> WORK REQUIRED: Compute how many lines in the entries below contain "this", and output nothing but the number.

— BEGIN RECORDS SUPPLIED —

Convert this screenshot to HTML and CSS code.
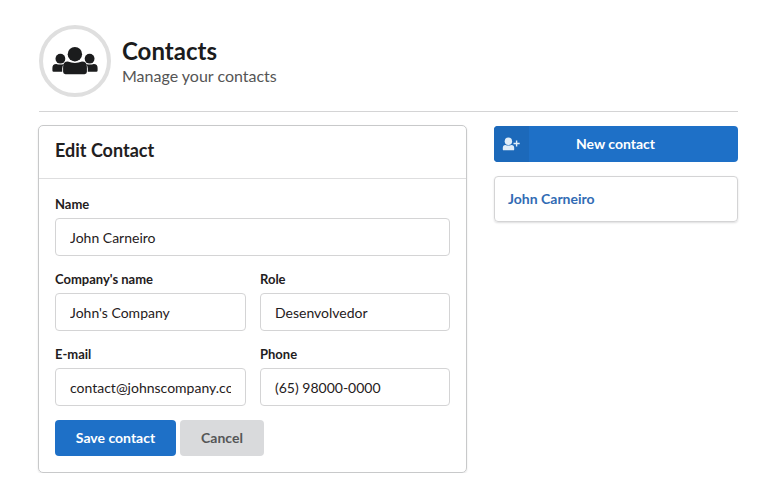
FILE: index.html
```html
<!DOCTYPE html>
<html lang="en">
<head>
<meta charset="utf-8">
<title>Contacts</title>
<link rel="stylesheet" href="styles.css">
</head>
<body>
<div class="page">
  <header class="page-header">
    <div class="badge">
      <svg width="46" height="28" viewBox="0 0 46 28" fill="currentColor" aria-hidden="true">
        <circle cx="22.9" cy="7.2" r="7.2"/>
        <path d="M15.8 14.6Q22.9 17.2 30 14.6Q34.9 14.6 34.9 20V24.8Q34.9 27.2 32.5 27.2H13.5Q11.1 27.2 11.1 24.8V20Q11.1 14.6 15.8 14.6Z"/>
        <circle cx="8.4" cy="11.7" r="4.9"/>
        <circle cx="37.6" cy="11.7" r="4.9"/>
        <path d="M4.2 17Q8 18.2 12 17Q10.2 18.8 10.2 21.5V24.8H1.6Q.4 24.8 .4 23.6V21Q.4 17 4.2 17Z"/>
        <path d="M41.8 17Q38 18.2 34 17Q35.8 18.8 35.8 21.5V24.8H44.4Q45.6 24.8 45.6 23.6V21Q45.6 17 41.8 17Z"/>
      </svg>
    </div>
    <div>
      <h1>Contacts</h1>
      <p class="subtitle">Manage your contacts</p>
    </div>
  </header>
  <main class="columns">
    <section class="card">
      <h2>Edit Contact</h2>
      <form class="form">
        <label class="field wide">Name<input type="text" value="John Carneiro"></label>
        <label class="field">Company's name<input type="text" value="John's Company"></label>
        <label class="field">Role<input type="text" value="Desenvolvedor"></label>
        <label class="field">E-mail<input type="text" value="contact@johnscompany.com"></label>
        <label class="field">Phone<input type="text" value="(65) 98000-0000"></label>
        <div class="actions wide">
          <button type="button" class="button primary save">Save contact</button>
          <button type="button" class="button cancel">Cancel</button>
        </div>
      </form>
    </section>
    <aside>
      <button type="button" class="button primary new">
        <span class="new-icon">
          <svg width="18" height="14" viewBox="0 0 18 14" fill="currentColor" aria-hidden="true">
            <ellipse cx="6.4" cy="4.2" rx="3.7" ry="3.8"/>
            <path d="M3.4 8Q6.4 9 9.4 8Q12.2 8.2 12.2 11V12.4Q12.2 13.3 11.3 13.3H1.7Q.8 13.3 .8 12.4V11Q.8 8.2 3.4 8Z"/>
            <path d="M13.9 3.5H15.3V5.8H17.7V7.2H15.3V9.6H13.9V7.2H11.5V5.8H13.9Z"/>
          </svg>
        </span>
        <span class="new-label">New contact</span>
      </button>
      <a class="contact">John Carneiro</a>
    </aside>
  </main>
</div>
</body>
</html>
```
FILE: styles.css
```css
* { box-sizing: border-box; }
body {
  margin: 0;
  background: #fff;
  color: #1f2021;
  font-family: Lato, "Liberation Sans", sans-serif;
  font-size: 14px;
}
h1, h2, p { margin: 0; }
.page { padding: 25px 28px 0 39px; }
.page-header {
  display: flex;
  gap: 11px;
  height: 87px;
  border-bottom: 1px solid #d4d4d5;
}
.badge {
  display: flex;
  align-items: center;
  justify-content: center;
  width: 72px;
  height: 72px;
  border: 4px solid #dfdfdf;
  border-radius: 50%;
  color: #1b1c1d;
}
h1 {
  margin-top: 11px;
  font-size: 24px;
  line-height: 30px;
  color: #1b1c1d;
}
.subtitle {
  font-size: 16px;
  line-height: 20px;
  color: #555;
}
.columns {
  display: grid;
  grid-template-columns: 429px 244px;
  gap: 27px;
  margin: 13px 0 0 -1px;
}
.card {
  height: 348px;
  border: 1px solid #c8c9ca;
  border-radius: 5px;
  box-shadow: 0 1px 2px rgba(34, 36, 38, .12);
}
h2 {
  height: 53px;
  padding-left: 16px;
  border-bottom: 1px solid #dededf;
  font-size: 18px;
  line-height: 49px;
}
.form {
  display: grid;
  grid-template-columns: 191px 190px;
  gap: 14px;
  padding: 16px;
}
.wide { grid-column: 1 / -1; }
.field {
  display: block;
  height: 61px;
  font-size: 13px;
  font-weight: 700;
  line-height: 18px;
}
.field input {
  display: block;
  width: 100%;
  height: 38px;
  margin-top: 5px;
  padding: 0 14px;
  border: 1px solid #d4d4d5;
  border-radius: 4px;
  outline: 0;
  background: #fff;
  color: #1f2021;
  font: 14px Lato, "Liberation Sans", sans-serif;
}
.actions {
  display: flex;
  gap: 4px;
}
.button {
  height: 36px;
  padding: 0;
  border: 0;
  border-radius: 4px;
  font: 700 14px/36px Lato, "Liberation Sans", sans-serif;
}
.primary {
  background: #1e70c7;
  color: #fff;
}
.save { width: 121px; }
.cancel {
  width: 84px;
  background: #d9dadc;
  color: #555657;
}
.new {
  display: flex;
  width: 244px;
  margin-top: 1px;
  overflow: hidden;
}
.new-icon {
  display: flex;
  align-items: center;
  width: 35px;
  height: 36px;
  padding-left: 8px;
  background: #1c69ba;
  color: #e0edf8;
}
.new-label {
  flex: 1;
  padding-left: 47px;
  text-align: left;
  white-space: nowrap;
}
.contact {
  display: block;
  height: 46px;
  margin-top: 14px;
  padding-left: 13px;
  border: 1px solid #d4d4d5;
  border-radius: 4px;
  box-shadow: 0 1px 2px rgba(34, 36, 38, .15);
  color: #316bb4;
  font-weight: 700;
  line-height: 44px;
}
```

— END RECORDS SUPPLIED —
— BEGIN RECORDS SUPPLIED —

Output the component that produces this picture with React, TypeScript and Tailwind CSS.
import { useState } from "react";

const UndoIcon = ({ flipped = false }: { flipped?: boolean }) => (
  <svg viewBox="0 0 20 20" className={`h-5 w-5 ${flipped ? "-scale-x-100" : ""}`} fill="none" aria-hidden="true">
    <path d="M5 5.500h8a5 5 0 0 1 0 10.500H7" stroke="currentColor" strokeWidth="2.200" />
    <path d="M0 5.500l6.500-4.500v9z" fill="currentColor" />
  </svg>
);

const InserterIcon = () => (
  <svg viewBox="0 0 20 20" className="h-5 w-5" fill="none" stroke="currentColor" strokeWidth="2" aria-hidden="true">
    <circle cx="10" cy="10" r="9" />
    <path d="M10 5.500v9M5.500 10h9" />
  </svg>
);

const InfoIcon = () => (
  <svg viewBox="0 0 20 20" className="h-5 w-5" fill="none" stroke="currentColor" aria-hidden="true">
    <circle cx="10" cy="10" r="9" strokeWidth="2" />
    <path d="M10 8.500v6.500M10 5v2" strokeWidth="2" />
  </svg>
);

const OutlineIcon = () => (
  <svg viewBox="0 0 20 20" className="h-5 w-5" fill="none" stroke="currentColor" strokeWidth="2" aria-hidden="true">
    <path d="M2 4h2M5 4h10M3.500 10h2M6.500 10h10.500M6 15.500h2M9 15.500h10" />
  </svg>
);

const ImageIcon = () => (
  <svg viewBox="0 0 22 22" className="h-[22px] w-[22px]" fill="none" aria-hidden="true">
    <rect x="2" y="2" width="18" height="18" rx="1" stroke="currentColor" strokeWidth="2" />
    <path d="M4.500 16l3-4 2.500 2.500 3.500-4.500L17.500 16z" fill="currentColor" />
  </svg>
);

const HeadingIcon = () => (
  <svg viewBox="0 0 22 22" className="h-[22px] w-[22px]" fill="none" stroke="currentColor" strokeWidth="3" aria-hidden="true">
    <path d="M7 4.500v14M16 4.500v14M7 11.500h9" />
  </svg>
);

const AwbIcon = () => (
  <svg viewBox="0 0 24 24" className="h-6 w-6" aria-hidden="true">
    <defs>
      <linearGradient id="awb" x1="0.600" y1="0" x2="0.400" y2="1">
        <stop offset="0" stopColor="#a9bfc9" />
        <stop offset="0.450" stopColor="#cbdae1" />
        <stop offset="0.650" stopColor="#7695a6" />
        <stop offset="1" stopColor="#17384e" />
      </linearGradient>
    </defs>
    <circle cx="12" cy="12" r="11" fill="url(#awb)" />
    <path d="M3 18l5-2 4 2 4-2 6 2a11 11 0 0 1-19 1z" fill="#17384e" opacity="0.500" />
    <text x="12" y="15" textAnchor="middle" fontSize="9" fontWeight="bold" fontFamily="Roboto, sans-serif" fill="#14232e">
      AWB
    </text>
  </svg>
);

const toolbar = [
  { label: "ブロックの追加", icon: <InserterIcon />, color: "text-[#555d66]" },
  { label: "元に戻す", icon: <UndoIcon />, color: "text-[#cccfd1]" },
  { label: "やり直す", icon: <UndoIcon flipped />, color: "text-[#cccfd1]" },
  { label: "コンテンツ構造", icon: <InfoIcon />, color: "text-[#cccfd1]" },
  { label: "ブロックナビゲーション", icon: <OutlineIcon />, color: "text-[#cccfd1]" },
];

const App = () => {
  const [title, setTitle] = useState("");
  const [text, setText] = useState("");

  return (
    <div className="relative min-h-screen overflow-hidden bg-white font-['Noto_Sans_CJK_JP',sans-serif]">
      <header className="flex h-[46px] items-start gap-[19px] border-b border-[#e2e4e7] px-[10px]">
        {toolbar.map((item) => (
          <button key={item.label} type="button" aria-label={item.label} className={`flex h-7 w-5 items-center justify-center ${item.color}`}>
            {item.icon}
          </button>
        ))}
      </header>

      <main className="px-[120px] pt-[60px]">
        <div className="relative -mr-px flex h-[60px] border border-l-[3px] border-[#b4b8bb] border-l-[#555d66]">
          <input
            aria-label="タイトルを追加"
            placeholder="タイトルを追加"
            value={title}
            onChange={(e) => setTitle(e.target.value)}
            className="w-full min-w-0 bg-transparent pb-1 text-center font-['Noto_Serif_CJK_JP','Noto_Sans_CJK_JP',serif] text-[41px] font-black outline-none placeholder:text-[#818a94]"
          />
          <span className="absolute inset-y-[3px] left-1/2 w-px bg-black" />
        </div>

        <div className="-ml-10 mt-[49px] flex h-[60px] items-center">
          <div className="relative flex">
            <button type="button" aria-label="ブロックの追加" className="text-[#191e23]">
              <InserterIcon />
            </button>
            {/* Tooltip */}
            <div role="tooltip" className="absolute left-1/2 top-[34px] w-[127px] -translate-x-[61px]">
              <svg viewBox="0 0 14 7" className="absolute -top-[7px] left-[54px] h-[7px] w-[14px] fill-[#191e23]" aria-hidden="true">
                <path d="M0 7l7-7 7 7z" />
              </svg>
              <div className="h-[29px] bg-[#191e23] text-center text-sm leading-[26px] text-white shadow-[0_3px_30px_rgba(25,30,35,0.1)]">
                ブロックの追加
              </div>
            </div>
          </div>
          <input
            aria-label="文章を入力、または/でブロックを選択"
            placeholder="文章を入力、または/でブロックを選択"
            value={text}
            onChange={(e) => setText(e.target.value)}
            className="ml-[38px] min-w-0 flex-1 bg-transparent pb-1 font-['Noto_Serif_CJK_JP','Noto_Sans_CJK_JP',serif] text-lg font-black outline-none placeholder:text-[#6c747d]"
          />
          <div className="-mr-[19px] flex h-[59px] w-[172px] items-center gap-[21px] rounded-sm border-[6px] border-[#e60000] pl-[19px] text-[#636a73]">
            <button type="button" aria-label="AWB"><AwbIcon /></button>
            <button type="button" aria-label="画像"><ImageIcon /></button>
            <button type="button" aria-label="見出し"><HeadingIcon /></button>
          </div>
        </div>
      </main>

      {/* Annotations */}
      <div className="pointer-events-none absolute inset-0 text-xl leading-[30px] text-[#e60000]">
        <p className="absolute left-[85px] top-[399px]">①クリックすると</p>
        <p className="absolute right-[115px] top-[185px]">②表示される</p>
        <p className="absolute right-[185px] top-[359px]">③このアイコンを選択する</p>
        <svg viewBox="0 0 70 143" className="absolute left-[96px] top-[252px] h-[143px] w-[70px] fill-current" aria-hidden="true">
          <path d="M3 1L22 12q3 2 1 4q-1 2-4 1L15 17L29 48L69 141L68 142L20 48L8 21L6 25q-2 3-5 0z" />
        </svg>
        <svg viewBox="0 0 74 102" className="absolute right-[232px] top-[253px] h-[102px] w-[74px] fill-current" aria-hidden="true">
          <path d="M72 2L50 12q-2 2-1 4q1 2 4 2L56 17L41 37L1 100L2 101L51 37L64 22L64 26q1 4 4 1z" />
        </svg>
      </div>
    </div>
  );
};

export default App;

— END RECORDS SUPPLIED —

> CORRECT RESPONSE: 2